Before the wind and rain took the last of the foliage
The leaves are off the trees, or most of them, anyway. What stands out now are the gold-hued Tamarack and the ever-shifting drama of the changeable sky. On a recent morning I drive the back roads, passing in short order a father and grown son ushering a small herd of Jersey cows into a bitten-down pasture; the two men are talking to one another, but my windows are up and I cannot hear their words, only their mouths moving, their hands gesticulating in the cool air. A mile or so later, I pass a mobile home with a large maple in the front yard; an engine – and a big one, at that – is hanging from a low, stout branch of the tree, like some outlandish piece of fruit. I feel an almost irresistible urge to stop my car. I want to give the engine a little push, watch it sway back-and-forth. How fun would that be? Not long after the engine, I happen upon the carcass of a large animal, surely bovine, dressed and skinned, hanging like the engine, but this time from a tractor bucket. The animal’s fat is yellow like the Tamaracks. That yellow is indicative of a dairy breed, something with high butterfat, maybe a Jersey, or a Guernsey.
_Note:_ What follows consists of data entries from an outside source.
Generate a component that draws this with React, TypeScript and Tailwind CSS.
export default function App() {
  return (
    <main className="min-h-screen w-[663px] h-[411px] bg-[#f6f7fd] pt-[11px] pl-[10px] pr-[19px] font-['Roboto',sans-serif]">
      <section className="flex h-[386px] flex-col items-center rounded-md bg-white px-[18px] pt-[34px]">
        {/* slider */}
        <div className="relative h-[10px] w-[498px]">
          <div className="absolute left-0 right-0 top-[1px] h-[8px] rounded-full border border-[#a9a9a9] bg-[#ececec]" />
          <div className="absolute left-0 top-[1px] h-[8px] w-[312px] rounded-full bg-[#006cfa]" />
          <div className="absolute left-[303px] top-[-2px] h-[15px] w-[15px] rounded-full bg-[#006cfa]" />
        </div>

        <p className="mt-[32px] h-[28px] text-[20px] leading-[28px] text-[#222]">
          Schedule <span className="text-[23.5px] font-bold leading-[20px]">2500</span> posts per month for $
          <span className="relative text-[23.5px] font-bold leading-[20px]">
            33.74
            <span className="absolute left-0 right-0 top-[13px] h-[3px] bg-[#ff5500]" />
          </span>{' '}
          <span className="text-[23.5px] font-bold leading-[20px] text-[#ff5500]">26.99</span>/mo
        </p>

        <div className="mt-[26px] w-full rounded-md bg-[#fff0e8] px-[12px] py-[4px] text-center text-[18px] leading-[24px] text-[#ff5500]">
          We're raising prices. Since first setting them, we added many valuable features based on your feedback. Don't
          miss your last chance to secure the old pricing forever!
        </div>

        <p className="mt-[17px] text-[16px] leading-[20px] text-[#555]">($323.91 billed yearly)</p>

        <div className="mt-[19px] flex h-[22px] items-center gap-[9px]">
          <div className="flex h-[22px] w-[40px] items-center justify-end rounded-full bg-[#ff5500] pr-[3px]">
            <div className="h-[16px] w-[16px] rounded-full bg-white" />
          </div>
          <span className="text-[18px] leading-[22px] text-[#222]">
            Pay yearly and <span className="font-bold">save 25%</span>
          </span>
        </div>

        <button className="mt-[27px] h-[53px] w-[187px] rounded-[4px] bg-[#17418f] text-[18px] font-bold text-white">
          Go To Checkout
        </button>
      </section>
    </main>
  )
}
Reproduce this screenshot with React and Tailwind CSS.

Sometimes I think about how deep this place is embedded in me, how comfortable I am here, lulled by its sights and smells and sounds. Forty-seven years of them. Almost 48. Not quite old, but not quite young, either. And how much of me – or what I think of as me – is an incalculable sum of all these little parts.
Though mostly I don’t think of this. Mostly I just watch it unfurl along the roadsides. Mostly I just walk the forest. Split the wood. Stoke the fire. Waiting for the snow that is soon to come.